◆ SHORT TASK ◆
Find how many lines contain "this" and state only that number.

◆ GIVEN RECORDS ◆
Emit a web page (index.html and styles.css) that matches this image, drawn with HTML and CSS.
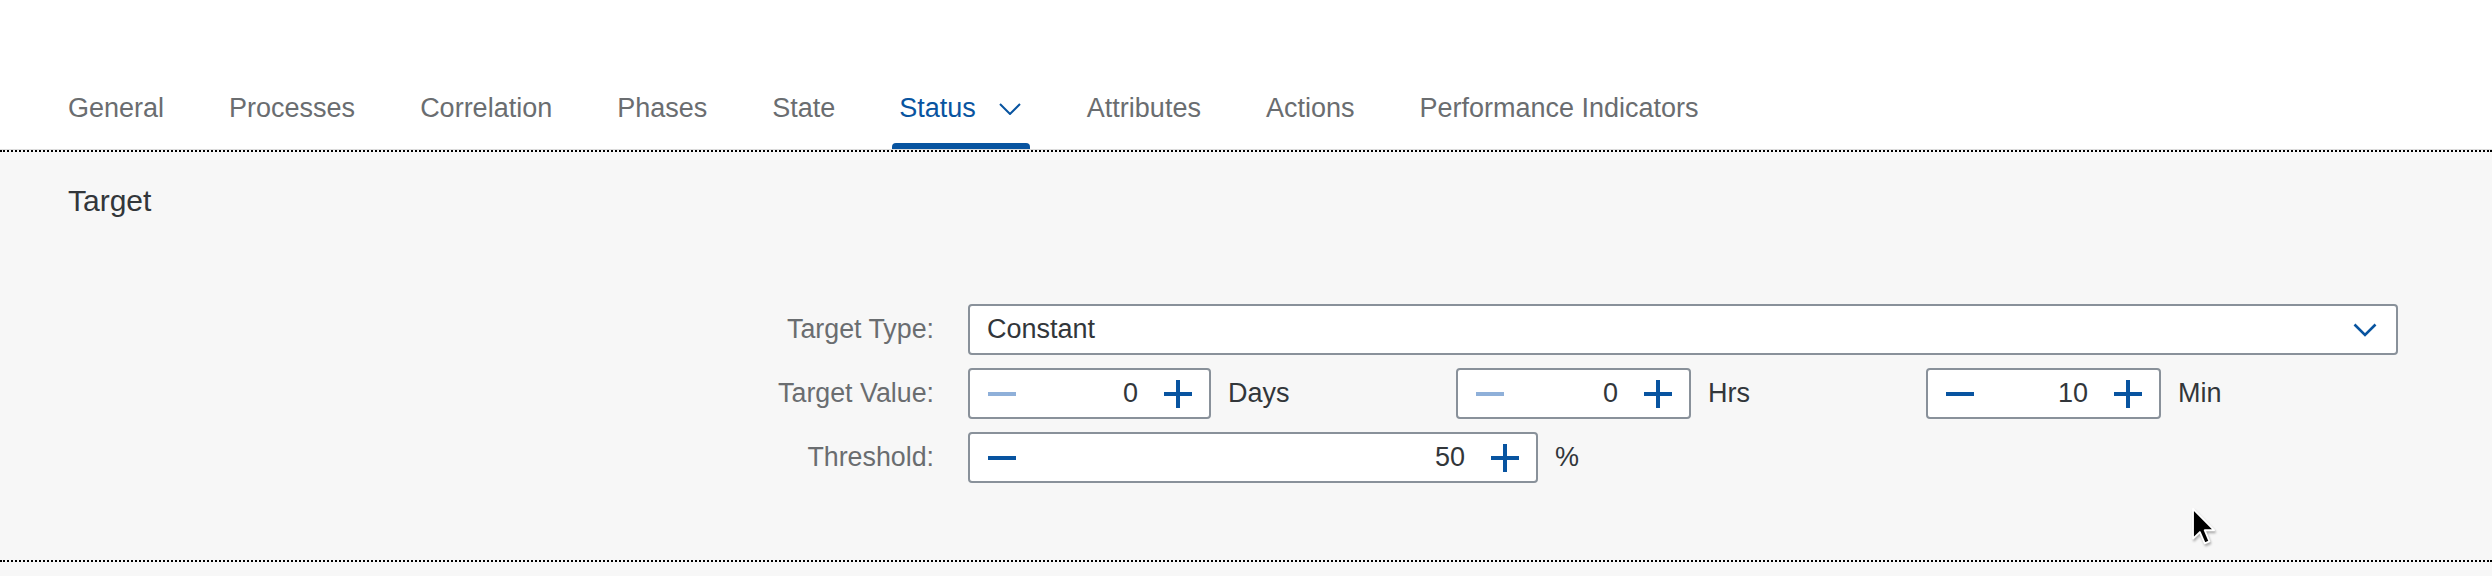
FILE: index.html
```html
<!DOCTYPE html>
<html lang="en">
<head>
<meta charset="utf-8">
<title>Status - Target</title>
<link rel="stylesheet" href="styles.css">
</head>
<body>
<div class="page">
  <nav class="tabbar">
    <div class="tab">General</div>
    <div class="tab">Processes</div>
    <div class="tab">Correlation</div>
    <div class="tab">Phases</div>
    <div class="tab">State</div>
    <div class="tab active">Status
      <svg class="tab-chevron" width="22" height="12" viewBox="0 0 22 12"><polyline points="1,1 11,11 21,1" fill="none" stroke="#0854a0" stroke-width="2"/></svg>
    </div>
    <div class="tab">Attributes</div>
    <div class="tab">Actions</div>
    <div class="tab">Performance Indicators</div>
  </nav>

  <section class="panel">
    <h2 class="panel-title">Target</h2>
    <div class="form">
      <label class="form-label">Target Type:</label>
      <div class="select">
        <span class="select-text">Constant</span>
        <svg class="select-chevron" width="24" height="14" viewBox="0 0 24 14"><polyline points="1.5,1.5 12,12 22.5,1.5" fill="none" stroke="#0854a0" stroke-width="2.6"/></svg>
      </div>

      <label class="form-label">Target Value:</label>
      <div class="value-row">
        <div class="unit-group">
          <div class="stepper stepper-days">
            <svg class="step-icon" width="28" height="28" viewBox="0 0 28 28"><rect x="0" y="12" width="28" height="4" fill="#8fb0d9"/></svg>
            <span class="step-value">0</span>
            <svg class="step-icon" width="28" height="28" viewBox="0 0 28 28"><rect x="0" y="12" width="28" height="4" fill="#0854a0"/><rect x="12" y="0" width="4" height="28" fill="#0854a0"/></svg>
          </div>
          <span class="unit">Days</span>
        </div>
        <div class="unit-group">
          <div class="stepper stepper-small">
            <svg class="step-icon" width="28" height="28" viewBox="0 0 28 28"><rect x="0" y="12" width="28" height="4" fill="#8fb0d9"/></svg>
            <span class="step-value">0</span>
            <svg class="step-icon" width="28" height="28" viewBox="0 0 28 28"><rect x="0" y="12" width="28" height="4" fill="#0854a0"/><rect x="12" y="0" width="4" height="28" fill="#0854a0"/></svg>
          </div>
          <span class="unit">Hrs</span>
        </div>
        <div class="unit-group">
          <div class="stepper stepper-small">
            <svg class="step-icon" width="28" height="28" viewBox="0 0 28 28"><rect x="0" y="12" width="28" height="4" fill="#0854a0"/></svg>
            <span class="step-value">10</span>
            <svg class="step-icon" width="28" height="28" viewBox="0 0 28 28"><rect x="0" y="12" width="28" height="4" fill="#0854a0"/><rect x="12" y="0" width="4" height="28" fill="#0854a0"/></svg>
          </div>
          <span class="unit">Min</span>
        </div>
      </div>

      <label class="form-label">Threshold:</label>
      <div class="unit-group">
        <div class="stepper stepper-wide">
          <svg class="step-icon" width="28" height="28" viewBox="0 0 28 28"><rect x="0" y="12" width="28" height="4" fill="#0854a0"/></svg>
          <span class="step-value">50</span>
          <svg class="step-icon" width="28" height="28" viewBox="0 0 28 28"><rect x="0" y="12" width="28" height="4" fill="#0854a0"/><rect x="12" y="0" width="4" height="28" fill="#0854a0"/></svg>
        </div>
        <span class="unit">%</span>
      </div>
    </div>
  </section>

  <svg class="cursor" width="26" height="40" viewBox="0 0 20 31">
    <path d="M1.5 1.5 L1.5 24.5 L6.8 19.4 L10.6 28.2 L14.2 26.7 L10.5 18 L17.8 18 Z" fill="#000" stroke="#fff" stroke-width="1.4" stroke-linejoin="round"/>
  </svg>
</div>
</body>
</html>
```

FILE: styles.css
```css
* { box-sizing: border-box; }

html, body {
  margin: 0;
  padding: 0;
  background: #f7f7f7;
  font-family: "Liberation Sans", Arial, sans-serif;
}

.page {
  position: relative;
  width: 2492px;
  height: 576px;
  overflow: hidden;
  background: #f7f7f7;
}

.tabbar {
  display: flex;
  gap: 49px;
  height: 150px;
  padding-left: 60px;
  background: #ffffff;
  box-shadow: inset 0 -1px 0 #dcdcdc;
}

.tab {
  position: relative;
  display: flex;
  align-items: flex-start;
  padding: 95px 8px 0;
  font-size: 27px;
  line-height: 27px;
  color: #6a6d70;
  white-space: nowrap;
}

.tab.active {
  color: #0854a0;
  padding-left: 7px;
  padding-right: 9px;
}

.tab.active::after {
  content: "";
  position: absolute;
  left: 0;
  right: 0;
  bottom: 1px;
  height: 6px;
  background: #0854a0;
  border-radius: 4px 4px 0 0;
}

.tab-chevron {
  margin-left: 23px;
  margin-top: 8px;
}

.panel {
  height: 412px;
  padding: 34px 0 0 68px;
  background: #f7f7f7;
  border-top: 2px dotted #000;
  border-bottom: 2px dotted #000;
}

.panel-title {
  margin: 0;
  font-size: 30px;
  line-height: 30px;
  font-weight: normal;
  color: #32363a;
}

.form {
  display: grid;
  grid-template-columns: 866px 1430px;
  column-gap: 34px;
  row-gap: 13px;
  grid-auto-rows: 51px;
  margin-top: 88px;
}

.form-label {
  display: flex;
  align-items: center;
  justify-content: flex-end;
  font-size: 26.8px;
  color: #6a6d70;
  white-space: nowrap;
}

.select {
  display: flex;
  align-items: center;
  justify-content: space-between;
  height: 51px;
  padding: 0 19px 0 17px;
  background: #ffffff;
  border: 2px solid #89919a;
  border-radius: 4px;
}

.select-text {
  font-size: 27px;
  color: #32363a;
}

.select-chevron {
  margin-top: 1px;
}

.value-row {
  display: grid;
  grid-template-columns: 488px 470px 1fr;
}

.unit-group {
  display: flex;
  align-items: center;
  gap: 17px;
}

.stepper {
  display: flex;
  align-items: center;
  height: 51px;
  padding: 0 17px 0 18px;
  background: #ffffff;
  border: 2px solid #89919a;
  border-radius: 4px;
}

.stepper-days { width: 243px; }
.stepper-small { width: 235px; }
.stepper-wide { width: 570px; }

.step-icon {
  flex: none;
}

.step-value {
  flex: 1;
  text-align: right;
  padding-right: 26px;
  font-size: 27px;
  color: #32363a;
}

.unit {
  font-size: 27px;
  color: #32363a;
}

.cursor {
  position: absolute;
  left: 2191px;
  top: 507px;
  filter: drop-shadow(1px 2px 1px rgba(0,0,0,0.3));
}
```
==
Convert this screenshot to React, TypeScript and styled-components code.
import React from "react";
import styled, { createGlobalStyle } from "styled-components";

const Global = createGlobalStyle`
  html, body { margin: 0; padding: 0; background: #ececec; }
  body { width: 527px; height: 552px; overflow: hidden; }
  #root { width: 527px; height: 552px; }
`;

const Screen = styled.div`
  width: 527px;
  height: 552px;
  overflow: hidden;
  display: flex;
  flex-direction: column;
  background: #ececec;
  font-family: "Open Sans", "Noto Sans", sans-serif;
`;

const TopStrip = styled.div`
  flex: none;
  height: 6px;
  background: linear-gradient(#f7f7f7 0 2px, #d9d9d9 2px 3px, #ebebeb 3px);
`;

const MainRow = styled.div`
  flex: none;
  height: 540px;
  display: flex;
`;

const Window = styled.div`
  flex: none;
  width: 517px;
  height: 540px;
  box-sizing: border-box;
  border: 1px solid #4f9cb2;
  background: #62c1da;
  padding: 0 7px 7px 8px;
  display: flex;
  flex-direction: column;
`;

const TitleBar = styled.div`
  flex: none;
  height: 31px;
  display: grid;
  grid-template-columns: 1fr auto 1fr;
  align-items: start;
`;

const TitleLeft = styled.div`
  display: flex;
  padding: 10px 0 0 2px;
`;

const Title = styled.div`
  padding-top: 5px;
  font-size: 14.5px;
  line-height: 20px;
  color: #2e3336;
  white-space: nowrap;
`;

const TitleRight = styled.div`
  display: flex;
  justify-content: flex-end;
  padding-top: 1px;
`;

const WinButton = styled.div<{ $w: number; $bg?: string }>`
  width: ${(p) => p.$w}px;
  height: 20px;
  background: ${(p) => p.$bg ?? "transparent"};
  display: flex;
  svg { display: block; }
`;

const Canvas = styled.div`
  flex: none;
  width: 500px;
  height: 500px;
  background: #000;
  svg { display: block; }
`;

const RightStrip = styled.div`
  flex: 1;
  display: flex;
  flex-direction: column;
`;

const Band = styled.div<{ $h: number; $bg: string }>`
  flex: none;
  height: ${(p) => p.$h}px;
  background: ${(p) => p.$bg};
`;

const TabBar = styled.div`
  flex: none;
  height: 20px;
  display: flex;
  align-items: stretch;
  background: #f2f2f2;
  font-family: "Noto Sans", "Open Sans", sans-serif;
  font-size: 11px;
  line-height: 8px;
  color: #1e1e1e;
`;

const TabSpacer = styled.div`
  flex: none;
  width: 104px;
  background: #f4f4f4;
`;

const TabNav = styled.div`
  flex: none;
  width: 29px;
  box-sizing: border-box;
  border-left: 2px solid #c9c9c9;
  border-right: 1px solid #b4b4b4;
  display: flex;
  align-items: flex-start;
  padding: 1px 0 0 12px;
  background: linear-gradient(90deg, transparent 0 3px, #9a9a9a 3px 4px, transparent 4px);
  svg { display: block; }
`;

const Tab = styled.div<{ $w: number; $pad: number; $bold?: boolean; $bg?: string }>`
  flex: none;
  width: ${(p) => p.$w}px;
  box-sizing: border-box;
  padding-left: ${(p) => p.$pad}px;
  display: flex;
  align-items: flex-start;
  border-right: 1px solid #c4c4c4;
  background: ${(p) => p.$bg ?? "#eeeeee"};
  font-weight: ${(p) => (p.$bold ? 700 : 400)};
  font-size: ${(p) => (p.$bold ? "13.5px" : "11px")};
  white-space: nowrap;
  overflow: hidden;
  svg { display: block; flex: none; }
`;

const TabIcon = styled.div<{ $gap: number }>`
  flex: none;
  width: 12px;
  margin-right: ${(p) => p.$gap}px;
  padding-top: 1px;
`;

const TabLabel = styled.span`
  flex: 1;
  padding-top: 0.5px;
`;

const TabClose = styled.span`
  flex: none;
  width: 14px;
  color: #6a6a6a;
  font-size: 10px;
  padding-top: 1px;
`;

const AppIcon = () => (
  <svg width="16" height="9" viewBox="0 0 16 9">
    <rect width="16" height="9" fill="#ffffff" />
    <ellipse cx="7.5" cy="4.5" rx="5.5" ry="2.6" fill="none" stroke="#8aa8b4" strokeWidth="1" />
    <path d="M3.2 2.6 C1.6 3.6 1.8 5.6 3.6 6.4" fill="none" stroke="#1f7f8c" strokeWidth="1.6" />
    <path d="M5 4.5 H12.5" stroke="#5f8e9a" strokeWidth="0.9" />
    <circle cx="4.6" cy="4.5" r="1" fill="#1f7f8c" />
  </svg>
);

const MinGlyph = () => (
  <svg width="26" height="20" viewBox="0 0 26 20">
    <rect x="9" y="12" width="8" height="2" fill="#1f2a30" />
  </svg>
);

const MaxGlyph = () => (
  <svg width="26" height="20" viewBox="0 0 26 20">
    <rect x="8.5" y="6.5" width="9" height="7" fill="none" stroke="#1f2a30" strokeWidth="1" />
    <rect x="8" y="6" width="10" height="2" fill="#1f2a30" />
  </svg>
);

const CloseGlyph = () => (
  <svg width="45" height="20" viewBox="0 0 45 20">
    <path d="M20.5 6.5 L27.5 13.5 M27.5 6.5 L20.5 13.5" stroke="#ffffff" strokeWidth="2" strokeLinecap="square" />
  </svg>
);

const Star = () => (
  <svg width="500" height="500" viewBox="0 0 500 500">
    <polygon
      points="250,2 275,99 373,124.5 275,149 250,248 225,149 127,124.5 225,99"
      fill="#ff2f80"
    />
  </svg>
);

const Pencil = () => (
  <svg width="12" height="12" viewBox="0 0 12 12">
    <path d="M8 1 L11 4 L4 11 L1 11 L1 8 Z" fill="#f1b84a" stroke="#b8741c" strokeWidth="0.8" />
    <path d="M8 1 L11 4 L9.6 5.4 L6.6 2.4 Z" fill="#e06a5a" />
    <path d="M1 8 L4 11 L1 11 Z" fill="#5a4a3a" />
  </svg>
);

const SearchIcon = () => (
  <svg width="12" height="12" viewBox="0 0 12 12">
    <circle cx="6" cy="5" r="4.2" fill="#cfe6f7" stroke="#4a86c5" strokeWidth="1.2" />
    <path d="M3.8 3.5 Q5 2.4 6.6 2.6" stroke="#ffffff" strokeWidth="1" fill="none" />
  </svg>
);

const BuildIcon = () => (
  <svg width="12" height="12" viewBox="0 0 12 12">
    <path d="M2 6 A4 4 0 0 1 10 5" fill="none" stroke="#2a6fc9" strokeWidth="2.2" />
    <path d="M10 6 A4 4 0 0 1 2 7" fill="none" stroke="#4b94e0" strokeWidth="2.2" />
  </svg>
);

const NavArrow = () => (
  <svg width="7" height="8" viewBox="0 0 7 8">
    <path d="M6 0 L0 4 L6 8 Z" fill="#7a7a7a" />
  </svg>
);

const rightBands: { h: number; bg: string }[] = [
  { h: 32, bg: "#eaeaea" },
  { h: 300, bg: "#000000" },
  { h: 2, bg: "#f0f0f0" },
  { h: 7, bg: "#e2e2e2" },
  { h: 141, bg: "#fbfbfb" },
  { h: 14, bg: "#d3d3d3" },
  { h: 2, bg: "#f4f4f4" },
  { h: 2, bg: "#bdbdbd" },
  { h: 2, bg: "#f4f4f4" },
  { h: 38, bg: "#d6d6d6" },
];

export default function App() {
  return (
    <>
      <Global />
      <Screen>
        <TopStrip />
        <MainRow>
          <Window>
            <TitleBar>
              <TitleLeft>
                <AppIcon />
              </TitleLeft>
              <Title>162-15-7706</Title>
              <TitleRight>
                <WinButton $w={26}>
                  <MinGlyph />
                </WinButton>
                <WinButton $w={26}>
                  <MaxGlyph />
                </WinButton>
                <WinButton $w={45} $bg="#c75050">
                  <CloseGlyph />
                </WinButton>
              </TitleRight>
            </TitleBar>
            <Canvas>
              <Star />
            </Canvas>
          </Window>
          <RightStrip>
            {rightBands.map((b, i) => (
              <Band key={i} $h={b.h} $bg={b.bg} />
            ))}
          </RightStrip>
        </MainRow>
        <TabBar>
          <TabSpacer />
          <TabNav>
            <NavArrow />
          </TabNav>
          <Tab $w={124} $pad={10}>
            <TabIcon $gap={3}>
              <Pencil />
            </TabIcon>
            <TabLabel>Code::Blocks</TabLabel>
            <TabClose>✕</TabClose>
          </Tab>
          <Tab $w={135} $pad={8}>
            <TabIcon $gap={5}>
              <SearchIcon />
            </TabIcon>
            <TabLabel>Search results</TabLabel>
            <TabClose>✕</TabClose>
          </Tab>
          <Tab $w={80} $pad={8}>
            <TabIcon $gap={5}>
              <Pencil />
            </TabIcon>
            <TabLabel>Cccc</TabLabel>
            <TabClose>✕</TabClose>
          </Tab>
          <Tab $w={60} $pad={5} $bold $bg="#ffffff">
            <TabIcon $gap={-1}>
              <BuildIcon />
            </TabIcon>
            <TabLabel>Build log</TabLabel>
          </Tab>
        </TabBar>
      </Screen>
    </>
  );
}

◆ COMPLETE RESPONSE ◆
2